Another major change was firing tears. Firing with arrow keys became the default, with the mouse no longer working at all. You can re-enable mouse firing with mods, but it does conflict with some items.
Afterbirth, the first DLC, came with more changes. Beloved items were nerfed (looking at you, Stopwatch), and some items actually became good, like Crack the Sky. Most of these changes though, particularly the Stopwatch nerf, were later considered to be better for the game, especially since the original Stopwatch was a game-winner pretty much on its own.
The secret character, the Lost, was another unusual one. In Rebirth, the Lost was basically unplayable, since he started with fuck all and died in one hit no matter what. The only way to win was to hope you’d get Dead Cat (which gives you 9 lives) or Holy Mantle (which blocks one hit per room) and get a build strong enough to reach the end of the game, or completely cheese the game by getting Gnawed Leaf and an orbital, contact damage familiar. But that’d take forever. In Afterbirth, the Lost starts with the D4, which allows him to reroll items he currently has, meaning you have a bigger chance of getting a strong item combination. Also, playing the new Greed Mode gave players the chance to unlock Holy Mantle as a starting item on the Lost, completely changing the character’s playstyle. Rather than the one-hit-dead system, you can take one hit in every room, meaning that Lost has both only one health and infinite health, depending on how well you play. Of course, some think that new Lost is too easy with Holy Mantle unlocked, but you can’t please everyone.

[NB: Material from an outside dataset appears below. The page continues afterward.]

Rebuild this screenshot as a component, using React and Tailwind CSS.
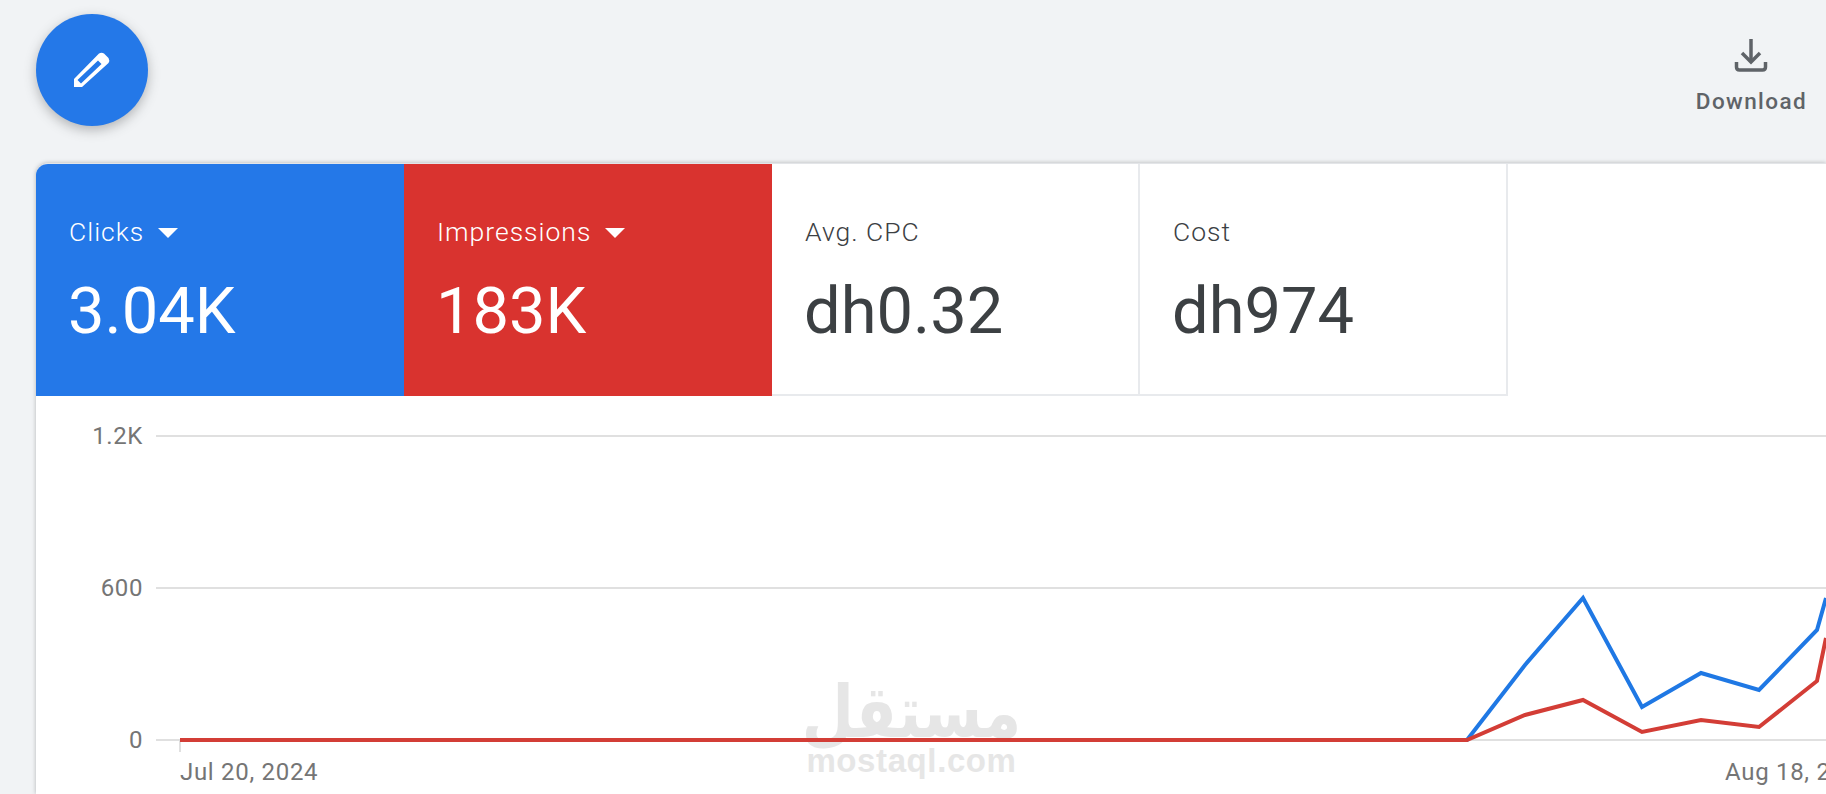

Now, the title of worse character goes to the new new secret character, the Keeper, who, like the original Lost, struggles and only has a maximum of 4 hits before he dies, often can’t take devil deals (which offer powerful items in exchange for health) and renders many of the pickups in the game useless (as red, soul and black hearts do nothing, and many items that give health don’t work past your second ‘heart’). Just like the Lost of old, the Keeper relies on getting the perfect item combination, but as the number of in-game items increases, those chances get smaller and smaller.
Afterbirth+ promises yet more items and possibly more changes, but has the bonus of including dev tools, so players can make changes and custom additions themselves. But you can’t deny that most of the changes in general were good for the game. A simple flash game has gone a long way, with a dedicated community and a long life that you wouldn’t expect from something so inherently simple.
The original Binding of Isaac hasn’t been forgotten completely though. For those who still play it and probably have 101% on the game, a free update was added, called Eternal Addition. This adds a hard mode and a couple of new achievements. When they say hard mode, they certainly mean it. For someone who can barely make it past the Basement, Hard mode means I barely make it past the first floor.
At the end of the day, the Binding of Isaac did change for the better. But the developers are smart, they try to cater to everyone and don’t leave you in silence. Even if their conversations with the community are often secretive at best and insanely cryptic at worst.